Without putting a workpiece the work coil heated up quite fast. I measured it to be 8-9.3A consumption (supply at 62.15V) so the loss is already at 500-600W, which is huge. This is rather troubling as I expected the loss to be increased nine-fold (from around 43-45W 22V). I hope that when I add water cooling it can help mitigating the loss from increased resistance due to heat.

Other than that, other components heated up quite fast as well, especially the MOSFETs. The choke also got a bit warm. I will need something to dissipate the heat from the choke as the enamel of the wire could get degraded.

This is what I got from the oscilloscope, though. As usual, yellow and blue are the two sides of the coil and the red one is the tank voltage:



Heating up 1 bolt, the current raised to 11.07A. Heating up the door hinge again, it was 21.73A (supply dropped to 59.22V).

The video below shows the heating of 8 steel bolts. Supply current read at 33.33A and supply voltage dropped to 57.33V. It took around 30s to get red hot. 1900W is already enough for me to use, but at least 600W got wasted (actually more since there are more current flowing through parasitic resistance), which is not really desirable.

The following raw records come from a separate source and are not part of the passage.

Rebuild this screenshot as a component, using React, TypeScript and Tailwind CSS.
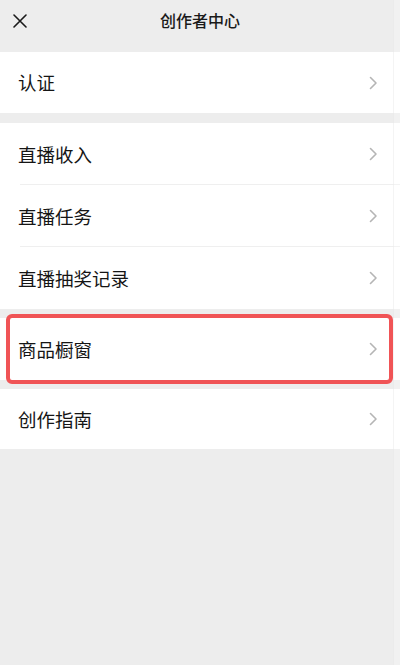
import React from "react";

const font = { fontFamily: '"Noto Sans CJK SC", "Noto Sans", sans-serif' };

function Chevron() {
  return (
    <svg width="9" height="14" viewBox="0 0 9 14" fill="none" className="shrink-0">
      <path d="M1.5 1.5 L7 7 L1.5 12.5" stroke="#b5b5b5" strokeWidth="1.6" strokeLinecap="round" strokeLinejoin="round" />
    </svg>
  );
}

function Row({ label, h, divider }: { label: string; h: string; divider?: boolean }) {
  return (
    <div className={`relative flex items-center justify-between bg-white pl-[18px] pr-[22px] ${h}`}>
      <span className="text-[18.5px] text-[#151515] leading-none">{label}</span>
      <Chevron />
      {divider && <div className="absolute bottom-0 left-[20px] right-0 h-px bg-[#efefef]" />}
    </div>
  );
}

export default function App() {
  return (
    <div className="relative w-[400px] h-[665px] bg-[#ededed] overflow-hidden" style={font}>
      <div className="h-[52px] flex items-start pt-[10px]">
        <div className="relative w-full h-[20px] flex items-center justify-center">
          <svg width="14" height="14" viewBox="0 0 14 14" className="absolute left-[13px] top-[4px]">
            <path d="M1 1 L13 13 M13 1 L1 13" stroke="#1a1a1a" strokeWidth="1.6" strokeLinecap="round" />
          </svg>
          <span className="text-[16px] font-medium text-[#1a1a1a]">创作者中心</span>
        </div>
      </div>
      <Row label="认证" h="h-[61px]" />
      <div className="h-[10px]" />
      <Row label="直播收入" h="h-[62px]" divider />
      <Row label="直播任务" h="h-[62px]" divider />
      <Row label="直播抽奖记录" h="h-[62px]" />
      <div className="h-[9px]" />
      <div className="relative">
        <Row label="商品橱窗" h="h-[62px]" />
        <div className="absolute left-[6px] right-[7px] top-[-4px] bottom-[-4px] border-[4px] border-[#f05456] rounded-[6px]" />
      </div>
      <div className="h-[9px]" />
      <Row label="创作指南" h="h-[60px]" />
      <div className="absolute right-0 top-0 w-[7px] h-full bg-white/25 border-l border-[#e4e4e4]/40" />
    </div>
  );
}
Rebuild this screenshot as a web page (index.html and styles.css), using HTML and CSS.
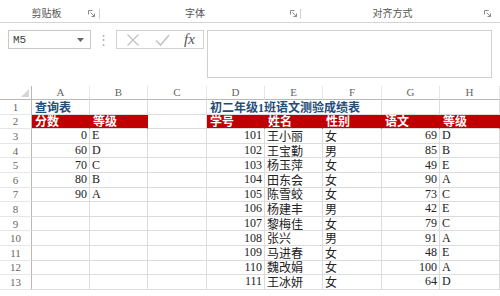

By the way, I have a question concerning water cooling. Do I have to distill water for cooling? It is a bit troublesome to distill water. Somebody said that tap water contains some sodium or calcium minerals that can cause electrolysis within the copper tube and corrode it. Since it is an alternative current at a few dozens kHz I doubt electrolysis might happen, but I just want to ask just in case.

[RocketScienceSmurf]

Very impressive induction heater! When I see your cap bank I am a bit concerned if my bank will not have enough capacitance. I couldn't afford and fit more than 1900uF so I am expecting a bit of ripple but I can't see how that would be a big problem. Just like you I plan to use beefier zener diodes, but isn't 630 Ohm gate resistor a bit much? I had planned to use 100 Ohm instead. Have you looked at the gate signal with your oscilloscope?